Pero el nuevo rey, creado por aquellos disidentes, carecía de cualquier crédito entre la inmensa mayoría de los nobles, caballeros y demás habitantes del país que lo consideraron como un muñeco en manos del antiguo valido, ahora preterido y el sabio pueblo, sin hacer causa común con los cismáticos nobles, permaneció leal a Enrique.
Fue esa la causa de una agitación general en toda Castilla que afortunadamente tuvo poca trascendencia y que se acabó dos años más tarde con la muerte del infante Alfonso.

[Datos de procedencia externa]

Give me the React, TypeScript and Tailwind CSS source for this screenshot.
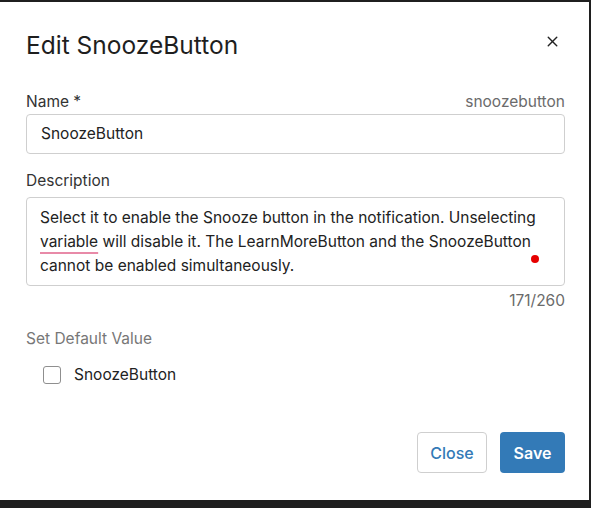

Pero el que está herido en su amor propio, no ceja en su tarea conspirativa y como la infanta Isabel acató la voluntad de su hermano, el rey, de inmediato se pusieron de parte de Juana La Beltraneja y a la muerte del rey, ocurrida en 1474, se opusieron abiertamente a la coronación de Isabel, estallando la que se conoció como Guerra de Sucesión Castellana que se prolongó por cinco años, hasta la victoria final de los partidarios de Isabel.
Aquella farsa dio lugar a una rebelión de la nobleza contra la corona que tuvo consecuencias muy importantes para la posteridad.
Envalentonados, los disidentes se atrevieron incluso a buscar apoyos en Portugal y en Francia y los obtuvieron casando a la Beltraneja con el rey Alfonso V de Portugal.
Tras la decisiva batalla de Toro, en donde no hubo un claro vencedor, pero que provocó la retirada de los portugueses a su país, se consolidó la posición de Isabel que ya sin rival, ofreció a su sobrina la posibilidad de casarse con el infante Juan que acababa de nacer y que aquella declinó, ingresando en un convento.
La consecuencia más destacada que se inició con aquella farsa fue la pérdida de todo el poder militar de la nobleza, lo que permitió la creación de un estado moderno y fortalecido, aunque en el terreno económico los nobles continuaron ejerciendo un gran poder e influencia.
El episodio fue tan intrascendente que el nombre de Alfonso XII no quedó registrado en los anales y su ordinal fue ignorado completamente, debiendo pasar cuatro siglos hasta que otro rey volviera a llevarlo.
Un dato curioso e incluso chocante es que, entre los partidarios de Isabel, se encontraba Beltrán de la Cueva, el supuesto padre de Juana de Trastámara que luchaba por convertirse en reina.